Syrian Children Forage Through Trash to Survive
— -- “I got used to the smell of garbage. Some of it stinks more than others," says nine-year-old Maher, laughing at his own remarks. "At first I used to feel like I was about to faint before I finished my job, but my nose got used to the stench.”
It’s not unusual in different areas in Damascus and its countryside to see children and sometimes older men or women climbing into garbage cans, foraging for scraps of food. Passersby often turn their faces away from the scene. The young children who collect good from the garbage can are often insulted or beaten by their peers, who ridicule their digging and the mess they create around the garbage cans.

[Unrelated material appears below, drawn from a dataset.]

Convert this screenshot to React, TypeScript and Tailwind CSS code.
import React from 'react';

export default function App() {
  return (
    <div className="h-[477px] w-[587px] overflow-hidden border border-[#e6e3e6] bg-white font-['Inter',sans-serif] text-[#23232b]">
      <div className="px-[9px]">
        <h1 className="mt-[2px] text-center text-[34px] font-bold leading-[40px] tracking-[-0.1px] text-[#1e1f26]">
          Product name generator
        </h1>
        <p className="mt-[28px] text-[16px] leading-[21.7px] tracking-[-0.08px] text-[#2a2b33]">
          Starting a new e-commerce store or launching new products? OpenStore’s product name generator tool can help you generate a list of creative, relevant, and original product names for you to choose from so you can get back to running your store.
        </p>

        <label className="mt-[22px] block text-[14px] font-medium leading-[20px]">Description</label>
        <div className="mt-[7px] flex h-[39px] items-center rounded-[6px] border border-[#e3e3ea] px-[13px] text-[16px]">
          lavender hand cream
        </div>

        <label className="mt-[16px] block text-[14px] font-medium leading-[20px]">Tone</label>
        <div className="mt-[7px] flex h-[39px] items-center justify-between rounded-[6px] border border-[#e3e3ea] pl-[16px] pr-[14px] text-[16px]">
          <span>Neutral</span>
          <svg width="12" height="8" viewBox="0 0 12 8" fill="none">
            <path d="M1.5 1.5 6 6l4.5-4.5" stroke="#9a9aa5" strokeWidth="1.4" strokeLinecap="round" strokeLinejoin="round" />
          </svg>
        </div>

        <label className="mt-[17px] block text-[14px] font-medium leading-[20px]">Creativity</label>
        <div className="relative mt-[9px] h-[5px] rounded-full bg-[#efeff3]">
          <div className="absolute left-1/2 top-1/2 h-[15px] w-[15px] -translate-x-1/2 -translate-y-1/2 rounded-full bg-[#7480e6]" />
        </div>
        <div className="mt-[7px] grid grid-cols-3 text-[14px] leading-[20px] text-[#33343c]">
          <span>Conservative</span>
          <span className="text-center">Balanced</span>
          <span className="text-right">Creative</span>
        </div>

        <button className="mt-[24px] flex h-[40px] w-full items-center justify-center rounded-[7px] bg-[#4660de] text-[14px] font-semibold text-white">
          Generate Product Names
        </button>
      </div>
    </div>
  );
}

Raef, also nine, digs into the trash with his brother. They work as a team – they call it a gang – and manage to pick out the best pieces of trash on offer. “If I alone don’t bring useful stuff to sell, my father will hit me,” Raef said.
What do they do with this garbage?
“Sometimes we find something to eat," said Maher.
"Often we separate and categorize things, each item alone: bread, plastics, clothes, shoes, and even vegetables, leftovers, and food materials that only sheep would eat. We collect all of these and sell them to people that could make use of them by selling them to other people or by using them.”
He adds, "People buy these items to recycle them. Plastic and other materials are fused to make other objects, and so are iron cans and others."
Although he refused to join the conversation at first, Maher's brother Zuhair later commented with anger: “Most of those buyers are exploiters. They buy things from us for very cheap prices, but we have to sell to them because we want to live.”
Zuhair and Maher were displaced from Yalda to the al-Barde area on al-Kiswa Road. They moved with their family of seven siblings, their disabled elderly father, and their stepmother, who only takes care of her little four children at the expense of Zuhair and Maher, who had to quit school after their decampment, and then took the job of collecting waste. As for their older sister "Shadia,” 12, her stepmother forbid her from going with her brothers to collect garbage, because she says Shadia is now old enough to start learning housework to prepare for marriage.
As for Raef, who came with his family from al-Hussienia to al-Barde too, he says: “I quit school from the second grade, I was lazy [he laughs], and I don’t like school anyway, and I don’t like this job either, but I had to work after my father’s car was stolen. My father was a taxi driver, and his car was our source of living, and he was once beaten by the police before us because they accused him of joining the Free Army, and they then found out that he was innocent of this charge.”
Raef adds: “My father became too afraid to leave home, he feared that if he did, he might be accused again or get taken at army checkpoints. I must work so we can eat.
“Sometimes I find good things and I wonder why people threw them away. Once I found a new pair of trousers. The pocket was torn a little, so my mother sewed it for me and I’ve been wearing them since last year,” he said.
Raef's father has a drinking problem and gets rough with his mother and younger brothers. But he rarely beats Raef, because his foraging brings the family a trickle of income. The family lives in a small room in an unfinished building; they can’t afford more space.